PINE RIDGE RESERVATION, S.D. (KELO) – For two weeks now, KELOLAND News has brought you the stories of dozens of Indigenous People who have gone missing or been killed. Their cases going unsolved and their families begging for answers.

We’ve also told you the jurisdictional barriers and lack of resources that play a role in making these cases difficult to solve.

Now, a Pine Ridge grandmother wishes for how to make the land she loves safer.

The Pine Ridge Reservation stretches to around 2.1 million acres. On that land resides the Oglala Sioux Nation. And though the land they live on is beautiful, it is stained with violence and heartbreak.

“Being 61 years old and living my life on the reservation, most of my life was there, you want change,” Wilson said. “You want to have better things, especially with grandkids. You want to have a better way of life.”

Holly Wilson lost two grandsons at the beginning of the year. In the middle of grieving and looking for answers, she’s also thinking of the changes she’d like to see to her homeland.

One of those changes is as simple as a park.

“We don’t have those on Pine Ridge,” Wilson said. “We’re very limited. So we’d like to develop a park, people can maybe donate a bench in memory of their family member but we’d like a place safe for kids to come, for families come.”

Or really any place where kids can just go and be kids safely.

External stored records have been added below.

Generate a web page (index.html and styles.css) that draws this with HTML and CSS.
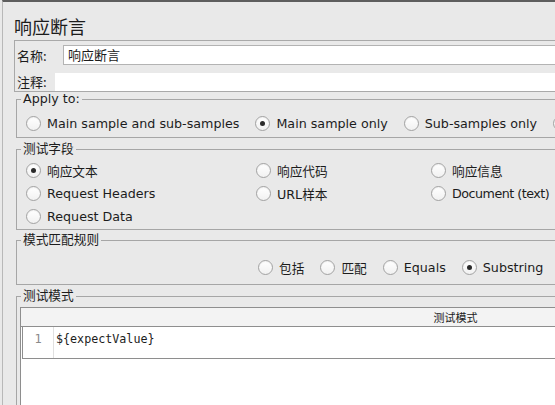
FILE: index.html
```html
<!DOCTYPE html>
<html lang="zh">
<head>
    <meta charset="UTF-8">
    <title>响应断言</title>
    <link rel="stylesheet" href="styles.css">
</head>
<body>
    <div class="frame">
        <div class="main">
            <div class="title">响应断言</div>

            <div class="name-box">
                <div class="name-row">
                    <span class="label name-label">名称:</span>
                    <div class="field">响应断言</div>
                </div>
                <div class="comment-row">
                    <span class="label">注释:</span>
                    <div class="field comment"></div>
                </div>
            </div>

            <fieldset class="group apply">
                <legend>Apply to:</legend>
                <div class="radio-row">
                    <label class="radio"><span class="dot"></span>Main sample and sub-samples</label>
                    <label class="radio on"><span class="dot"></span>Main sample only</label>
                    <label class="radio"><span class="dot"></span>Sub-samples only</label>
                    <label class="radio"><span class="dot"></span></label>
                </div>
            </fieldset>

            <fieldset class="group fields">
                <legend>测试字段</legend>
                <div class="field-grid">
                    <label class="radio on"><span class="dot"></span>响应文本</label>
                    <label class="radio"><span class="dot"></span>响应代码</label>
                    <label class="radio"><span class="dot"></span>响应信息</label>
                    <label class="radio"><span class="dot"></span>Request Headers</label>
                    <label class="radio"><span class="dot"></span>URL样本</label>
                    <label class="radio tight"><span class="dot"></span>Document (text)</label>
                    <label class="radio"><span class="dot"></span>Request Data</label>
                </div>
            </fieldset>

            <fieldset class="group rules">
                <legend>模式匹配规则</legend>
                <div class="radio-row rule-row">
                    <label class="radio"><span class="dot"></span>包括</label>
                    <label class="radio"><span class="dot"></span>匹配</label>
                    <label class="radio"><span class="dot"></span>Equals</label>
                    <label class="radio on"><span class="dot"></span>Substring</label>
                </div>
            </fieldset>

            <fieldset class="group patterns">
                <legend>测试模式</legend>
                <div class="table">
                    <div class="table-head">测试模式</div>
                    <div class="editor">
                        <div class="gutter">1</div>
                        <div class="code">${expectValue}</div>
                    </div>
                </div>
            </fieldset>
        </div>
    </div>
</body>
</html>
```

FILE: styles.css
```css
body {
    margin: 0;
    overflow: hidden;
    background-color: #e9e9e9;
    font-family: "DejaVu Sans", "Noto Sans CJK SC", sans-serif;
    font-size: 12.7px;
    color: #1c1c1c;
}

.frame {
    height: 405px;
    margin-left: 2px;
    border-top: 2px solid #5e5e5e;
    border-left: 1px solid #b8b8b8;
}

.main {
    width: 878px;
    margin-left: 11px;
}

.title {
    padding: 13px 0 3px;
    font-family: "Noto Sans CJK SC", sans-serif;
    font-size: 18px;
    line-height: 22px;
}

/* name / comment box */
.name-box {
    border: 1px solid #a9a9a9;
    padding: 4px 0 0 2px;
}

.name-row,
.comment-row {
    display: flex;
    align-items: center;
}

.comment-row {
    margin-top: 7px;
}

.label {
    width: 38px;
    font-family: "Noto Sans CJK SC", sans-serif;
    font-size: 13px;
}

.name-label {
    width: 46px;
}

.field {
    flex: 1;
    height: 20px;
    box-sizing: border-box;
    border: 1px solid #b3b3b3;
    background-color: #fff;
    padding-left: 4px;
    line-height: 18px;
    font-family: "Noto Sans CJK SC", sans-serif;
    font-size: 13px;
}

.comment {
    height: 18px;
    border: none;
}

/* titled groups */
.group {
    margin: 0 0 0 2px;
    padding: 0 0 0 4px;
    border: 1px solid #a6a6a6;
    min-width: 0;
}

.group legend {
    padding: 0 2px;
    line-height: 14px;
}

.fields {
    margin-top: 4px;
}

.rules {
    margin-top: 3px;
}

.patterns {
    margin-top: 4px;
}

.radio-row {
    display: flex;
    align-items: center;
    height: 20px;
    padding: 7px 0 4px 5px;
    white-space: nowrap;
}

.radio {
    display: inline-flex;
    align-items: center;
    gap: 6px;
    margin-right: 16px;
    white-space: nowrap;
}

.tight {
    letter-spacing: -0.5px;
}

.dot {
    position: relative;
    width: 15px;
    height: 15px;
    box-sizing: border-box;
    border: 1px solid #a2a2a2;
    border-radius: 50%;
    background: linear-gradient(#ffffff, #f1f1f1);
    box-shadow: inset 0 1px 1px rgba(0, 0, 0, 0.06);
}

.on .dot::after {
    content: "";
    position: absolute;
    left: 4px;
    top: 4px;
    width: 5px;
    height: 5px;
    border-radius: 50%;
    background-color: #2a2a2a;
}

.field-grid {
    display: grid;
    grid-template-columns: 230px 175px 1fr;
    grid-auto-rows: 23px;
    align-items: center;
    padding: 3px 0 1px 5px;
}

.rule-row {
    padding: 10px 0 7px 237px;
}

/* pattern table */
.table {
    margin: 4px 0 0 -1px;
    height: 120px;
    border: 1px solid #8e8e8e;
    border-bottom: none;
    background-color: #fff;
}

.table-head {
    height: 18px;
    background-color: #f3f3f3;
    border-bottom: 1px solid #8e8e8e;
    text-align: center;
    font-family: "Noto Sans CJK SC", sans-serif;
    font-size: 11px;
    line-height: 18px;
}

.editor {
    display: flex;
    height: 31px;
    margin-left: 1px;
    border-left: 1px solid #8e8e8e;
    border-bottom: 1px solid #8e8e8e;
}

.gutter {
    width: 30px;
    padding-top: 3px;
    border-right: 1px solid #e0e0e0;
    color: #8a8a8a;
    text-align: center;
    font-family: "DejaVu Sans Mono", monospace;
    font-size: 12px;
    line-height: 18px;
}

.code {
    padding: 3px 0 0 2px;
    font-family: "DejaVu Sans Mono", monospace;
    font-size: 11.7px;
    line-height: 18px;
}
```
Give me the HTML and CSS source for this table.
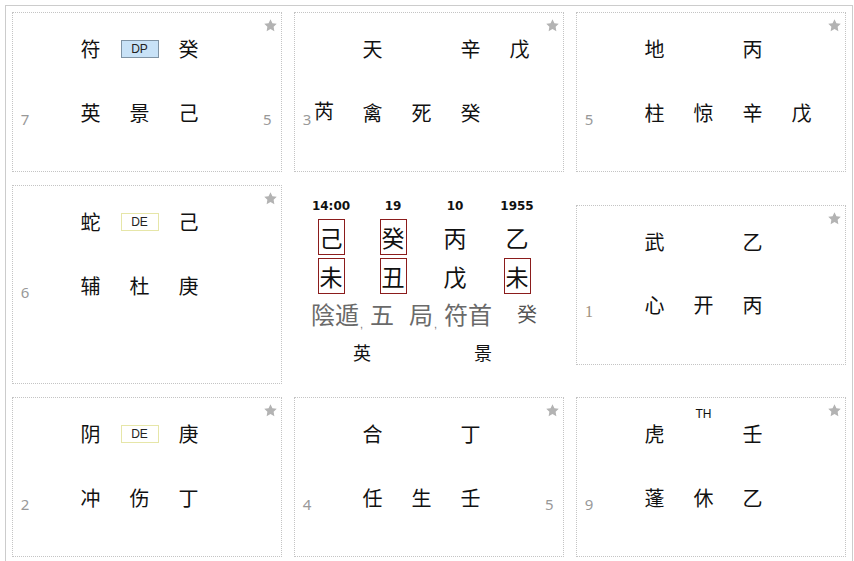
FILE: index.html
```html
<!DOCTYPE html>
<html>
<head>
<meta charset="utf-8">
<link rel="stylesheet" href="styles.css">
</head>
<body>
<div class="board">
  <!-- cell 1 -->
  <div class="cell">
    <svg class="star" viewBox="0 0 24 24"><path d="M12 2l3.09 6.26L22 9.27l-5 4.87 1.18 6.88L12 17.77l-6.18 3.25L7 14.14 2 9.27l6.91-1.01L12 2z"/></svg>
    <div class="row r1"><span class="num"></span><span class="c0"></span><span class="c">符</span><span class="c"><span class="badge dp">DP</span></span><span class="c">癸</span><span class="c"></span><span class="rn"></span></div>
    <div class="row r2"><span class="num">7</span><span class="c0"></span><span class="c">英</span><span class="c">景</span><span class="c">己</span><span class="c"></span><span class="rn">5</span></div>
  </div>
  <!-- cell 2 -->
  <div class="cell">
    <svg class="star" viewBox="0 0 24 24"><path d="M12 2l3.09 6.26L22 9.27l-5 4.87 1.18 6.88L12 17.77l-6.18 3.25L7 14.14 2 9.27l6.91-1.01L12 2z"/></svg>
    <div class="row r1"><span class="num"></span><span class="c0"></span><span class="c">天</span><span class="c"></span><span class="c">辛</span><span class="c">戊</span><span class="rn"></span></div>
    <div class="row r2"><span class="num">3</span><span class="c0">芮</span><span class="c">禽</span><span class="c">死</span><span class="c">癸</span><span class="c"></span><span class="rn"></span></div>
  </div>
  <!-- cell 3 -->
  <div class="cell">
    <svg class="star" viewBox="0 0 24 24"><path d="M12 2l3.09 6.26L22 9.27l-5 4.87 1.18 6.88L12 17.77l-6.18 3.25L7 14.14 2 9.27l6.91-1.01L12 2z"/></svg>
    <div class="row r1"><span class="num"></span><span class="c0"></span><span class="c">地</span><span class="c"></span><span class="c">丙</span><span class="c"></span><span class="rn"></span></div>
    <div class="row r2"><span class="num">5</span><span class="c0"></span><span class="c">柱</span><span class="c">惊</span><span class="c">辛</span><span class="c">戊</span><span class="rn"></span></div>
  </div>

  <!-- cell 4 -->
  <div class="cell">
    <svg class="star" viewBox="0 0 24 24"><path d="M12 2l3.09 6.26L22 9.27l-5 4.87 1.18 6.88L12 17.77l-6.18 3.25L7 14.14 2 9.27l6.91-1.01L12 2z"/></svg>
    <div class="row r1"><span class="num"></span><span class="c0"></span><span class="c">蛇</span><span class="c"><span class="badge de">DE</span></span><span class="c">己</span><span class="c"></span><span class="rn"></span></div>
    <div class="row r2"><span class="num">6</span><span class="c0"></span><span class="c">辅</span><span class="c">杜</span><span class="c">庚</span><span class="c"></span><span class="rn"></span></div>
  </div>
  <!-- center -->
  <div class="center">
    <div class="cols hdr"><span>14:00</span><span>19</span><span>10</span><span>1955</span></div>
    <div class="cols pil"><span class="bx">己</span><span class="bx">癸</span><span>丙</span><span>乙</span></div>
    <div class="cols pil p2"><span class="bx">未</span><span class="bx">丑</span><span>戊</span><span class="bx">未</span></div>
    <div class="ju"><span class="jw">陰遁</span><span class="cm">,</span><span class="jw">五</span><span class="jw j3">局</span><span class="cm">,</span><span class="jw">符首</span><span class="gui">癸</span></div>
    <div class="zs"><span>英</span><span class="z2">景</span></div>
  </div>
  <!-- cell 6 -->
  <div class="cell mid">
    <svg class="star" viewBox="0 0 24 24"><path d="M12 2l3.09 6.26L22 9.27l-5 4.87 1.18 6.88L12 17.77l-6.18 3.25L7 14.14 2 9.27l6.91-1.01L12 2z"/></svg>
    <div class="row r1"><span class="num"></span><span class="c0"></span><span class="c">武</span><span class="c"></span><span class="c">乙</span><span class="c"></span><span class="rn"></span></div>
    <div class="row r2"><span class="num serif">1</span><span class="c0"></span><span class="c">心</span><span class="c">开</span><span class="c">丙</span><span class="c"></span><span class="rn"></span></div>
  </div>

  <!-- cell 7 -->
  <div class="cell">
    <svg class="star" viewBox="0 0 24 24"><path d="M12 2l3.09 6.26L22 9.27l-5 4.87 1.18 6.88L12 17.77l-6.18 3.25L7 14.14 2 9.27l6.91-1.01L12 2z"/></svg>
    <div class="row r1"><span class="num"></span><span class="c0"></span><span class="c">阴</span><span class="c"><span class="badge de">DE</span></span><span class="c">庚</span><span class="c"></span><span class="rn"></span></div>
    <div class="row r2"><span class="num">2</span><span class="c0"></span><span class="c">冲</span><span class="c">伤</span><span class="c">丁</span><span class="c"></span><span class="rn"></span></div>
  </div>
  <!-- cell 8 -->
  <div class="cell">
    <svg class="star" viewBox="0 0 24 24"><path d="M12 2l3.09 6.26L22 9.27l-5 4.87 1.18 6.88L12 17.77l-6.18 3.25L7 14.14 2 9.27l6.91-1.01L12 2z"/></svg>
    <div class="row r1"><span class="num"></span><span class="c0"></span><span class="c">合</span><span class="c"></span><span class="c">丁</span><span class="c"></span><span class="rn"></span></div>
    <div class="row r2"><span class="num">4</span><span class="c0"></span><span class="c">任</span><span class="c">生</span><span class="c">壬</span><span class="c"></span><span class="rn">5</span></div>
  </div>
  <!-- cell 9 -->
  <div class="cell">
    <svg class="star" viewBox="0 0 24 24"><path d="M12 2l3.09 6.26L22 9.27l-5 4.87 1.18 6.88L12 17.77l-6.18 3.25L7 14.14 2 9.27l6.91-1.01L12 2z"/></svg>
    <div class="row r1"><span class="num"></span><span class="c0"></span><span class="c">虎</span><span class="c"><span class="th">TH</span></span><span class="c">壬</span><span class="c"></span><span class="rn"></span></div>
    <div class="row r2"><span class="num">9</span><span class="c0"></span><span class="c">蓬</span><span class="c">休</span><span class="c">乙</span><span class="c"></span><span class="rn"></span></div>
  </div>
</div>
</body>
</html>
```

FILE: styles.css
```css
* { box-sizing: border-box; }

body {
  margin: 0;
  background: #ffffff;
  font-family: "Noto Sans CJK SC", "Noto Sans", sans-serif;
  color: #111;
}

.board {
  margin: 5px 0 0 5px;
  width: 848px;
  height: 556px;
  border: 1px solid #cccccc;
  border-bottom: none;
  padding: 6px 6px 0 6px;
  display: grid;
  grid-template-columns: 270px 270px 270px;
  grid-template-rows: 160px 199px 160px;
  column-gap: 12px;
  row-gap: 13px;
  align-content: start;
}

.cell {
  position: relative;
  border: 1px dotted #c4c4c4;
  padding-top: 24px;
  display: flex;
  flex-direction: column;
  row-gap: 38px;
}

.cell.mid {
  align-self: center;
  height: 160px;
}

.star {
  position: absolute;
  top: 5px;
  right: 3px;
  width: 15px;
  height: 15px;
  fill: #b3b3b3;
}

.row {
  display: grid;
  grid-template-columns: 14px 34px 49px 49px 49px 49px 1fr;
  padding-left: 5px;
  height: 24px;
  font-size: 20px;
  line-height: 24px;
}

.row .c {
  text-align: center;
  display: flex;
  justify-content: center;
  align-items: center;
}

.row .c0 {
  text-align: left;
}

.num, .rn {
  font-family: "Noto Sans", sans-serif;
  font-size: 15px;
  line-height: 14px;
  color: #999;
  margin-top: 13px;
}

.num { text-align: center; }
.rn { text-align: left; padding-left: 1px; }

.num.serif {
  font-family: "Liberation Serif", serif;
  font-size: 16px;
  color: #a09080;
}

.badge {
  display: inline-flex;
  align-items: center;
  justify-content: center;
  width: 38px;
  height: 18px;
  font-family: "Liberation Sans", Arial, sans-serif;
  font-size: 12px;
  line-height: 1;
  color: #222;
}

.badge.dp {
  background: #c8e2f7;
  border: 1px solid #7f93a4;
}

.badge.de {
  background: #ffffff;
  border: 1px solid #e6e6a8;
}

.th {
  align-self: flex-start;
  margin-top: -14px;
  font-family: "Liberation Sans", Arial, sans-serif;
  font-size: 12px;
  line-height: 12px;
  color: #111;
}

/* center */
.center {
  padding-top: 14px;
  display: flex;
  flex-direction: column;
}

.cols {
  display: grid;
  grid-template-columns: repeat(4, 62px);
  padding-left: 6px;
  justify-items: center;
}

.hdr {
  font-family: "DejaVu Sans", Verdana, sans-serif;
  font-weight: bold;
  font-size: 12px;
  line-height: 14px;
  color: #111;
}

.pil {
  margin-top: 6px;
  height: 36px;
  font-size: 23px;
  line-height: 36px;
}

.pil.p2 { margin-top: 3px; }

.pil span {
  width: 27px;
  height: 36px;
  text-align: center;
  display: flex;
  align-items: center;
  justify-content: center;
}

.pil .bx {
  border: 1px solid #8b1c1c;
}

.ju {
  margin-top: 6px;
  display: flex;
  align-items: flex-start;
  padding-left: 17px;
  height: 28px;
  font-size: 24px;
  line-height: 28px;
  color: #6a6a6a;
}

.ju .cm {
  width: 11px;
  font-family: "Liberation Sans", sans-serif;
  font-size: 11px;
  line-height: 11px;
  padding-top: 19px;
  padding-left: 1px;
  color: #777;
}

.ju .j3 { margin-left: 15px; }

.ju .gui {
  margin-left: 25px;
  font-size: 20px;
  color: #555;
}

.zs {
  margin-top: 13px;
  display: flex;
  padding-left: 59px;
  font-size: 18px;
  line-height: 22px;
  color: #111;
}

.zs .z2 { margin-left: 103px; }
```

“We don’t have a public library. A library is a good place. A good place for kids to use their minds and just go places, even if it’s just with books,” Wilson said.

She’d also like to see the issue of meth on the reservation addressed with more education.

“Now we have grandparents that are getting evicted from housing because their houses are tested meth positive – they have no idea the kids are using that,” Wilson said. “Because they don’t know what to see, what to watch for.”

Wilson says some change is in the works already, though, and it was brought forward because of her grandson.

“It’s going to be called ‘Logan’s Law’ and so that’s a first. And that’s good and I’m really proud of that,” Wilson said. “It’s sad that Logan had to die to wake up people in key positions to say, ‘hey we need to have our own gun safety.”

The law is still being developed, but Wilson says it would be the first gun safety measure for the reservation.

“We certainly will not have a future if we keep going like this and we don’t address it,” Wilson said.

Our KELOLAND News crew met up with Holly Wilson in Rapid City.

That’s where they met another grandmother from the Pine Ridge Reservation — Norma Rendon.

“Women are powerful. There is nothing wrong with saying that. We are powerful. We are beautiful.”

Norma Rendon, a Pine Ridge grandmother

She’d like to see change in the way of undoing the dehumanization of Native women that Rendon says has been happening since colonization.